### JOB
Work through the listing below and count the lines that hold "React". Answer with the number alone.

── SOURCE MATERIAL

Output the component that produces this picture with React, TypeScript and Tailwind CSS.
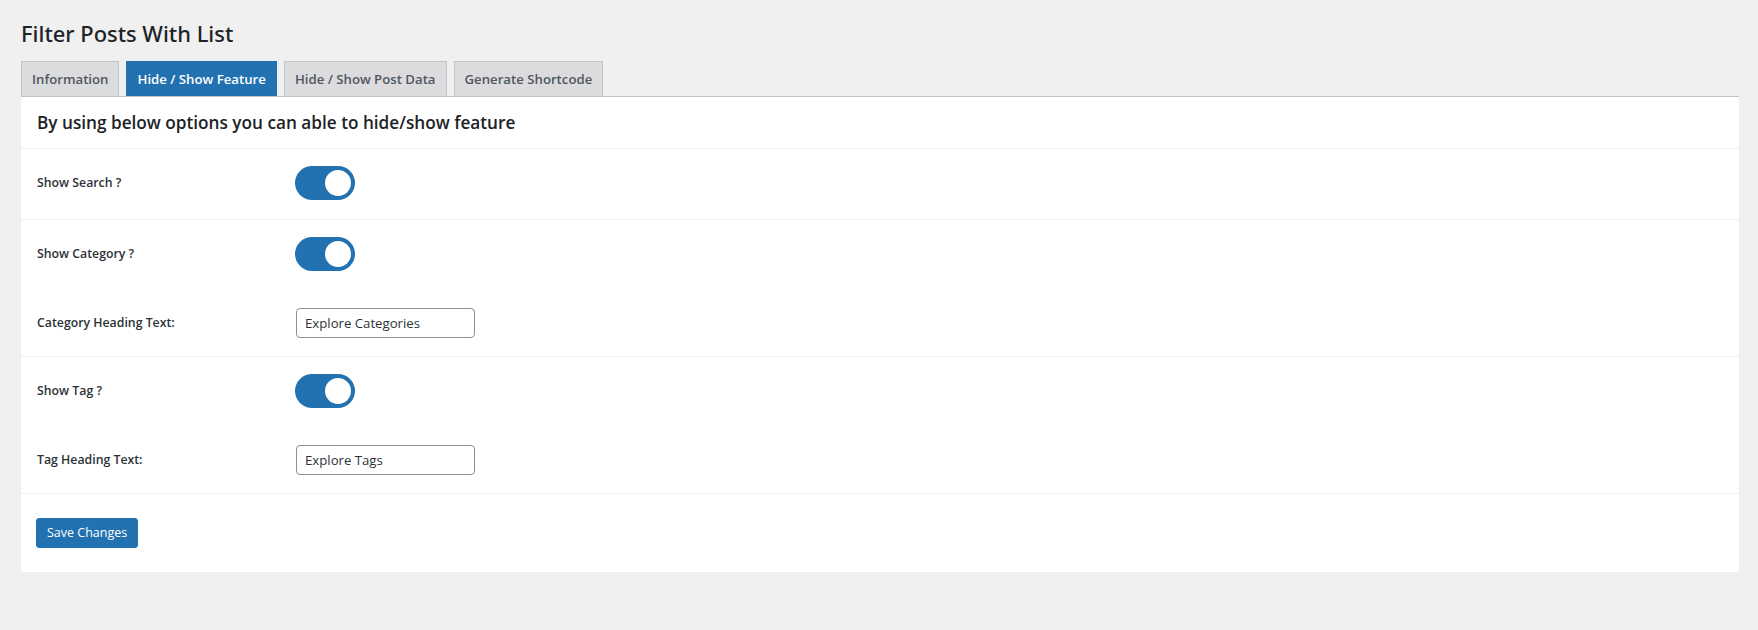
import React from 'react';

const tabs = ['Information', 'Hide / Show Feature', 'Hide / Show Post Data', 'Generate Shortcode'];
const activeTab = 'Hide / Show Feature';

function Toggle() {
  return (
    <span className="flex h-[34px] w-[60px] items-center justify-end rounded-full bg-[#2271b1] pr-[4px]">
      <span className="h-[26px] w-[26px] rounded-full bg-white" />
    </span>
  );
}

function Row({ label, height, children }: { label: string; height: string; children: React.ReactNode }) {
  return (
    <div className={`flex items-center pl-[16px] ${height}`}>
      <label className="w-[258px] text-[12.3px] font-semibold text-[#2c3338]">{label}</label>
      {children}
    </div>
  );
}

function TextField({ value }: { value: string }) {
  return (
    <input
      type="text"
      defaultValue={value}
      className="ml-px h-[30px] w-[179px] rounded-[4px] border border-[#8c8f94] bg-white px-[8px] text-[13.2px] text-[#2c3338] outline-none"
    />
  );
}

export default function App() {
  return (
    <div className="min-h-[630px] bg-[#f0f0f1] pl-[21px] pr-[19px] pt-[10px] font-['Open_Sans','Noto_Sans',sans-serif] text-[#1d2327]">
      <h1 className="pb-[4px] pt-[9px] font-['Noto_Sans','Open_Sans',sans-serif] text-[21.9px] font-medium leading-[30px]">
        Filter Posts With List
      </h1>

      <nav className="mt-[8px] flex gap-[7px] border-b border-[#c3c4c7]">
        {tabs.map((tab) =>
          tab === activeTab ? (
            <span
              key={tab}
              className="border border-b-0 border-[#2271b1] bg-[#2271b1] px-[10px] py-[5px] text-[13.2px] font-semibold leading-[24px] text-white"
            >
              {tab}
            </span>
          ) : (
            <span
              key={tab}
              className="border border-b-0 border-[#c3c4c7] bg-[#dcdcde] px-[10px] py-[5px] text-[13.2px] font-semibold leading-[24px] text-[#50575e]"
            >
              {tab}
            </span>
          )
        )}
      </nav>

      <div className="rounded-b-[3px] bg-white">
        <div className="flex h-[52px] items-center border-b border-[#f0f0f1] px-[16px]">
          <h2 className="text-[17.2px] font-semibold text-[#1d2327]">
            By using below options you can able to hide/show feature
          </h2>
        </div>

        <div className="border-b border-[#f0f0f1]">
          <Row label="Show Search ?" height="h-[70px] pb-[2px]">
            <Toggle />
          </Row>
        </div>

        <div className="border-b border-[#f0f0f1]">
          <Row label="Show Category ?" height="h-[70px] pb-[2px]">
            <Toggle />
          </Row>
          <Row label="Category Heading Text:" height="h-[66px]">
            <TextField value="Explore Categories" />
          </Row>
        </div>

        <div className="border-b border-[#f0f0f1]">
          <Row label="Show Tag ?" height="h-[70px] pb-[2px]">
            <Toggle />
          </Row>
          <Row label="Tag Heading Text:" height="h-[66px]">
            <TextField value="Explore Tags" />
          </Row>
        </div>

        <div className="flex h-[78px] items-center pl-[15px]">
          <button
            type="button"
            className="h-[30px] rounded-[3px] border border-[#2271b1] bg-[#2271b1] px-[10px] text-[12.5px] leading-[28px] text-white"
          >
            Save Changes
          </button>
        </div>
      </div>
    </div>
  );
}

────

### RESULT OF THIS TASK
3